WHAT THE EXERCISE ASKS>
Below is a listing to write out in full, exactly as given, without its pictures.

GIVEN INFORMATION>
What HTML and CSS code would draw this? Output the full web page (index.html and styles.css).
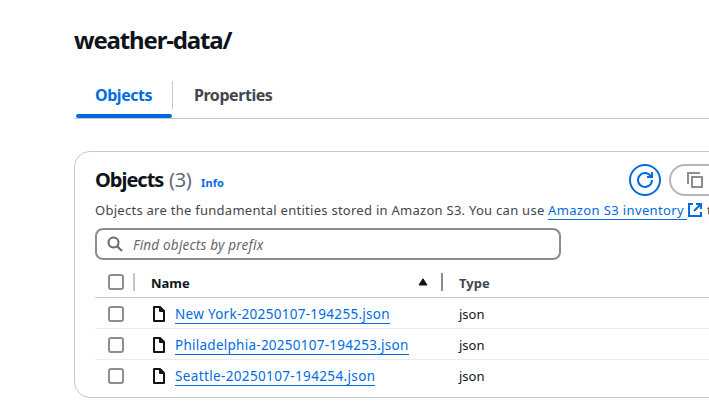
FILE: index.html
```html
<!DOCTYPE html>
<html lang="en">
<head>
<meta charset="utf-8">
<title>weather-data/</title>
<link rel="stylesheet" href="styles.css">
</head>
<body>
<svg class="defs" width="0" height="0">
  <symbol id="file" viewBox="0 0 12 16"><path d="M1 1h6l4 4v10H1z M7 1v4h4" fill="none" stroke="currentColor" stroke-width="2" stroke-linejoin="round"/></symbol>
</svg>
<main class="page">
  <h1 class="title"><span>weather-data/</span></h1>
  <nav class="tabs">
    <a class="tab active"><span>Objects</span></a>
    <a class="tab"><span>Properties</span></a>
  </nav>
  <section class="card">
    <header class="card-head">
      <h2 class="heading">Objects</h2>
      <span class="count">(3)</span>
      <a class="info">Info</a>
      <div class="actions">
        <button class="btn round" aria-label="Refresh"><svg width="16" height="16" viewBox="0 0 16 16" fill="none" stroke="currentColor" stroke-width="2"><path d="M10 5h5V0M15 8a7 7 0 1 1-1.3-4.1L15 5"/></svg></button>
        <button class="btn copy" aria-label="Copy"><svg width="16" height="16" viewBox="0 0 16 16" fill="none" stroke="currentColor" stroke-width="2"><path d="M1 12V1h12M5 5h10v10H5z"/></svg></button>
      </div>
    </header>
    <p class="desc"><span class="desc-text">Objects are the fundamental entities stored in Amazon S3. You can use</span><a class="link inventory">Amazon S3 inventory</a><svg class="ext" width="14" height="14" viewBox="0 0 14 14" fill="none" stroke="currentColor" stroke-width="2"><path d="M5 1H1v12h12V9M8 1h5v5M13 1L6 8"/></svg><span>t</span></p>
    <div class="search"><svg width="16" height="16" viewBox="0 0 16 16" fill="none" stroke="currentColor" stroke-width="2"><circle cx="6.5" cy="6.5" r="5"/><path d="M10.2 10.2L15 15"/></svg><span>Find objects by prefix</span></div>
    <div class="table">
      <div class="row head"><i class="box"></i><i class="sep"></i><b class="name">Name</b><svg class="sort" width="10" height="8" viewBox="0 0 10 8"><path d="M5 .8L9 7H1z" fill="currentColor" stroke="currentColor" stroke-linejoin="round"/></svg><i class="sep dark"></i><b class="type">Type</b></div>
      <div class="row"><i class="box"></i><svg class="file"><use href="#file"/></svg><div class="cell"><a class="link f1">New York-20250107-194255.json</a></div><span class="type">json</span></div>
      <div class="row"><i class="box"></i><svg class="file"><use href="#file"/></svg><div class="cell"><a class="link f2">Philadelphia-20250107-194253.json</a></div><span class="type">json</span></div>
      <div class="row"><i class="box"></i><svg class="file"><use href="#file"/></svg><div class="cell"><a class="link f3">Seattle-20250107-194254.json</a></div><span class="type">json</span></div>
    </div>
  </section>
</main>
</body>
</html>
```
FILE: styles.css
```css
* { box-sizing: border-box; }
body { margin: 0; background: #fff; color: #0f141a; font: 13px/20px "Noto Sans", "Open Sans", sans-serif; overflow: hidden; }
.defs { display: block; height: 0; }
.page { width: 100%; padding: 25px 0 0 74px; overflow: hidden; }
.title { margin: 0; font-size: 24px; line-height: 30px; font-weight: 700; letter-spacing: -1.15px; }
.tabs { display: flex; height: 47px; margin-top: 17px; border-bottom: 1px solid #c6c6cd; }
.tab { position: relative; display: flex; align-items: center; height: 46px; padding: 0 21px; font-size: 16px; font-weight: 700; letter-spacing: -.45px; color: #424650; }
.tab.active { width: 99px; color: #006ce0; }
.tab.active::before { content: ""; position: absolute; right: 0; top: 9px; height: 28px; width: 1px; background: #c6c6cd; }
.tab.active::after { content: ""; position: absolute; left: 2px; right: 1px; bottom: 0; height: 4px; border-radius: 2px; background: #006ce0; }
.card { width: 960px; height: 247px; margin-top: 32px; padding: 12px 20px 0; border: 1px solid #c6c6cd; border-radius: 16px; }
.card-head { display: flex; height: 32px; align-items: center; }
.heading { width: 74px; margin: 0; font-size: 20px; line-height: 24px; letter-spacing: -1px; }
.count { width: 32px; font-size: 20px; line-height: 24px; color: #656871; letter-spacing: -.3px; }
.info { width: 428px; padding-top: 6px; font-size: 11px; line-height: 16px; font-weight: 700; letter-spacing: .1px; color: #006ce0; }
.actions { display: flex; gap: 8px; }
.btn { display: flex; flex: none; align-items: center; height: 32px; padding: 0 0 0 16px; border: 2px solid #b4b4bb; border-radius: 16px; background: #fff; color: #8c8c94; }
.btn.round { width: 32px; padding: 0; justify-content: center; border-color: #006ce0; color: #006ce0; }
.copy { width: 160px; }
.desc { display: flex; align-items: center; height: 20px; margin: 4px 0 0; letter-spacing: .27px; color: #424650; white-space: nowrap; }
.desc-text { width: 453px; }
.link { color: #006ce0; border-bottom: 1px solid #006ce0; line-height: 18px; white-space: nowrap; }
.inventory { width: 139px; letter-spacing: .37px; }
.ext { margin: 0 5px 0 1px; color: #006ce0; }
.search { display: flex; align-items: center; width: 466px; height: 32px; margin-top: 8px; padding-left: 10px; gap: 10px; border: 2px solid #8c8c94; border-radius: 8px; color: #656871; font-size: 13.5px; font-style: italic; letter-spacing: .2px; }
.search span { padding-top: 1px; }
.table { margin-top: 6px; }
.row { display: flex; align-items: center; height: 31px; padding: 2px 0 0 13px; border-bottom: 1px solid #ebebf0; }
.row:last-child { border: 0; padding-top: 1px; }
.row.head { height: 32px; padding-top: 0; border-color: #c6c6cd; }
.box { flex: none; width: 16px; height: 16px; border: 2px solid #8c8c94; border-radius: 3px; }
.sep { width: 2px; height: 18px; margin-left: 9px; background: #c6c6cd; }
.dark { margin-left: 13px; background: #8c8c94; }
.name { width: 267px; margin-left: 16px; }
.head b { padding-top: 2px; }
.head .sort { margin-top: 1px; }
.head .type { margin-left: 16px; color: #424650; }
.file { width: 12px; height: 16px; margin-left: 29px; }
.cell { width: 284px; margin-left: 10px; display: flex; font-size: 13.5px; }
.f1 { letter-spacing: .29px; }
.f2 { letter-spacing: .26px; }
.f3 { letter-spacing: .36px; }
```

RIGHT ANSWER>
What HTML and CSS code would draw this? Output the full web page (index.html and styles.css).
FILE: index.html
```html
<!DOCTYPE html>
<html lang="en">
<head>
<meta charset="utf-8">
<title>weather-data/</title>
<link rel="stylesheet" href="styles.css">
</head>
<body>
<svg class="defs" width="0" height="0">
  <symbol id="file" viewBox="0 0 12 16"><path d="M1 1h6l4 4v10H1z M7 1v4h4" fill="none" stroke="currentColor" stroke-width="2" stroke-linejoin="round"/></symbol>
</svg>
<main class="page">
  <h1 class="title"><span>weather-data/</span></h1>
  <nav class="tabs">
    <a class="tab active"><span>Objects</span></a>
    <a class="tab"><span>Properties</span></a>
  </nav>
  <section class="card">
    <header class="card-head">
      <h2 class="heading">Objects</h2>
      <span class="count">(3)</span>
      <a class="info">Info</a>
      <div class="actions">
        <button class="btn round" aria-label="Refresh"><svg width="16" height="16" viewBox="0 0 16 16" fill="none" stroke="currentColor" stroke-width="2"><path d="M10 5h5V0M15 8a7 7 0 1 1-1.3-4.1L15 5"/></svg></button>
        <button class="btn copy" aria-label="Copy"><svg width="16" height="16" viewBox="0 0 16 16" fill="none" stroke="currentColor" stroke-width="2"><path d="M1 12V1h12M5 5h10v10H5z"/></svg></button>
      </div>
    </header>
    <p class="desc"><span class="desc-text">Objects are the fundamental entities stored in Amazon S3. You can use</span><a class="link inventory">Amazon S3 inventory</a><svg class="ext" width="14" height="14" viewBox="0 0 14 14" fill="none" stroke="currentColor" stroke-width="2"><path d="M5 1H1v12h12V9M8 1h5v5M13 1L6 8"/></svg><span>t</span></p>
    <div class="search"><svg width="16" height="16" viewBox="0 0 16 16" fill="none" stroke="currentColor" stroke-width="2"><circle cx="6.5" cy="6.5" r="5"/><path d="M10.2 10.2L15 15"/></svg><span>Find objects by prefix</span></div>
    <div class="table">
      <div class="row head"><i class="box"></i><i class="sep"></i><b class="name">Name</b><svg class="sort" width="10" height="8" viewBox="0 0 10 8"><path d="M5 .8L9 7H1z" fill="currentColor" stroke="currentColor" stroke-linejoin="round"/></svg><i class="sep dark"></i><b class="type">Type</b></div>
      <div class="row"><i class="box"></i><svg class="file"><use href="#file"/></svg><div class="cell"><a class="link f1">New York-20250107-194255.json</a></div><span class="type">json</span></div>
      <div class="row"><i class="box"></i><svg class="file"><use href="#file"/></svg><div class="cell"><a class="link f2">Philadelphia-20250107-194253.json</a></div><span class="type">json</span></div>
      <div class="row"><i class="box"></i><svg class="file"><use href="#file"/></svg><div class="cell"><a class="link f3">Seattle-20250107-194254.json</a></div><span class="type">json</span></div>
    </div>
  </section>
</main>
</body>
</html>
```
FILE: styles.css
```css
* { box-sizing: border-box; }
body { margin: 0; background: #fff; color: #0f141a; font: 13px/20px "Noto Sans", "Open Sans", sans-serif; overflow: hidden; }
.defs { display: block; height: 0; }
.page { width: 100%; padding: 25px 0 0 74px; overflow: hidden; }
.title { margin: 0; font-size: 24px; line-height: 30px; font-weight: 700; letter-spacing: -1.15px; }
.tabs { display: flex; height: 47px; margin-top: 17px; border-bottom: 1px solid #c6c6cd; }
.tab { position: relative; display: flex; align-items: center; height: 46px; padding: 0 21px; font-size: 16px; font-weight: 700; letter-spacing: -.45px; color: #424650; }
.tab.active { width: 99px; color: #006ce0; }
.tab.active::before { content: ""; position: absolute; right: 0; top: 9px; height: 28px; width: 1px; background: #c6c6cd; }
.tab.active::after { content: ""; position: absolute; left: 2px; right: 1px; bottom: 0; height: 4px; border-radius: 2px; background: #006ce0; }
.card { width: 960px; height: 247px; margin-top: 32px; padding: 12px 20px 0; border: 1px solid #c6c6cd; border-radius: 16px; }
.card-head { display: flex; height: 32px; align-items: center; }
.heading { width: 74px; margin: 0; font-size: 20px; line-height: 24px; letter-spacing: -1px; }
.count { width: 32px; font-size: 20px; line-height: 24px; color: #656871; letter-spacing: -.3px; }
.info { width: 428px; padding-top: 6px; font-size: 11px; line-height: 16px; font-weight: 700; letter-spacing: .1px; color: #006ce0; }
.actions { display: flex; gap: 8px; }
.btn { display: flex; flex: none; align-items: center; height: 32px; padding: 0 0 0 16px; border: 2px solid #b4b4bb; border-radius: 16px; background: #fff; color: #8c8c94; }
.btn.round { width: 32px; padding: 0; justify-content: center; border-color: #006ce0; color: #006ce0; }
.copy { width: 160px; }
.desc { display: flex; align-items: center; height: 20px; margin: 4px 0 0; letter-spacing: .27px; color: #424650; white-space: nowrap; }
.desc-text { width: 453px; }
.link { color: #006ce0; border-bottom: 1px solid #006ce0; line-height: 18px; white-space: nowrap; }
.inventory { width: 139px; letter-spacing: .37px; }
.ext { margin: 0 5px 0 1px; color: #006ce0; }
.search { display: flex; align-items: center; width: 466px; height: 32px; margin-top: 8px; padding-left: 10px; gap: 10px; border: 2px solid #8c8c94; border-radius: 8px; color: #656871; font-size: 13.5px; font-style: italic; letter-spacing: .2px; }
.search span { padding-top: 1px; }
.table { margin-top: 6px; }
.row { display: flex; align-items: center; height: 31px; padding: 2px 0 0 13px; border-bottom: 1px solid #ebebf0; }
.row:last-child { border: 0; padding-top: 1px; }
.row.head { height: 32px; padding-top: 0; border-color: #c6c6cd; }
.box { flex: none; width: 16px; height: 16px; border: 2px solid #8c8c94; border-radius: 3px; }
.sep { width: 2px; height: 18px; margin-left: 9px; background: #c6c6cd; }
.dark { margin-left: 13px; background: #8c8c94; }
.name { width: 267px; margin-left: 16px; }
.head b { padding-top: 2px; }
.head .sort { margin-top: 1px; }
.head .type { margin-left: 16px; color: #424650; }
.file { width: 12px; height: 16px; margin-left: 29px; }
.cell { width: 284px; margin-left: 10px; display: flex; font-size: 13.5px; }
.f1 { letter-spacing: .29px; }
.f2 { letter-spacing: .26px; }
.f3 { letter-spacing: .36px; }
```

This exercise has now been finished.